I prefer to teach them to walk with a loose lead on a leash. We raise horses too and you HAVE to train them to walk with a loose lead because there is no winning a tug-of-war battle. We train babies (horses) to give to lead pressure on their second day after birth-don't worry, we have a method that involves no pulling on them.

A dog can only pull against a leash if it has matching pressure on the other end. The trick is to teach them to give to ANY pressure then feel on the end of the leash. They are best taught in an inside space where they aren't distracted enough to want to run after something. I would never tie a leash to my belt as there is no way to control the pressure needed enough. Any training can be done by submission or understanding and I always prefer understanding.

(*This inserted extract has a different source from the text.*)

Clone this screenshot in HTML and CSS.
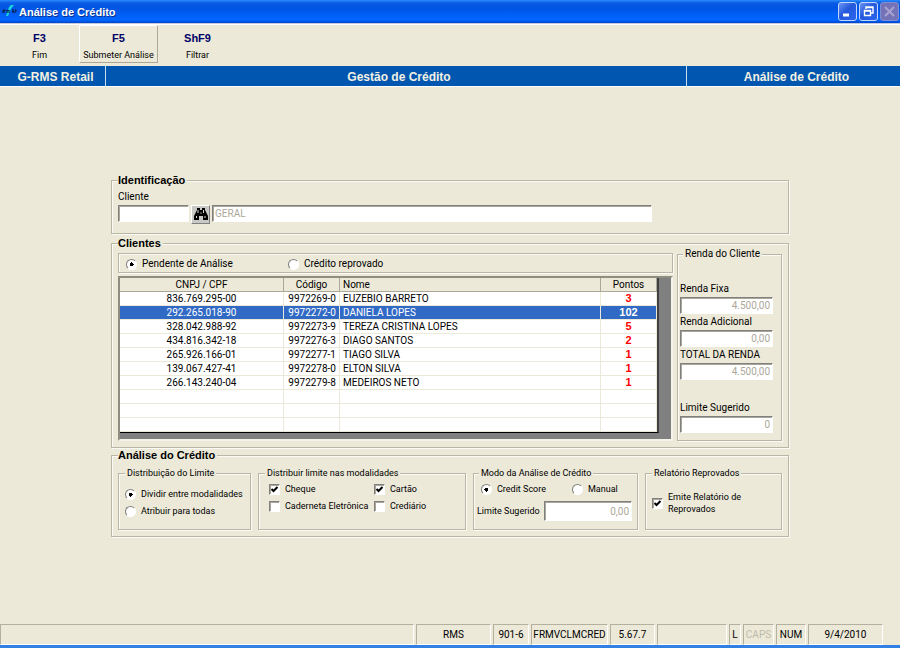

The person on the other end of the leash puts LIGHT pressure on the end of the leash. The next step is the important one. The INSTANT the dog gives into the pressure the handler RELEASES pressure enough that the dog, or horse as it may be, feels AND sees the handler give. You are teaching understanding and it needs to be done every time the dog forgets.

Teaching leading outside is best done on a long, brisk walk. The walk needs to be fast enough that the dog finds it easier to stay close to the handler. Timing is everything in training. The INSTANT the dog pulls on the leash it has to be taken back by the handler and the pressure yielded INSTANTLY. This of course requires a practiced touch so as not to choke the dog. With small dogs the type of collar is not important other than to be wide enough not to pinch the dogs neck. You don't jerk the dog back and certainly not enough to take it off its feet, but only enough so that the dog understands that the handler is in control.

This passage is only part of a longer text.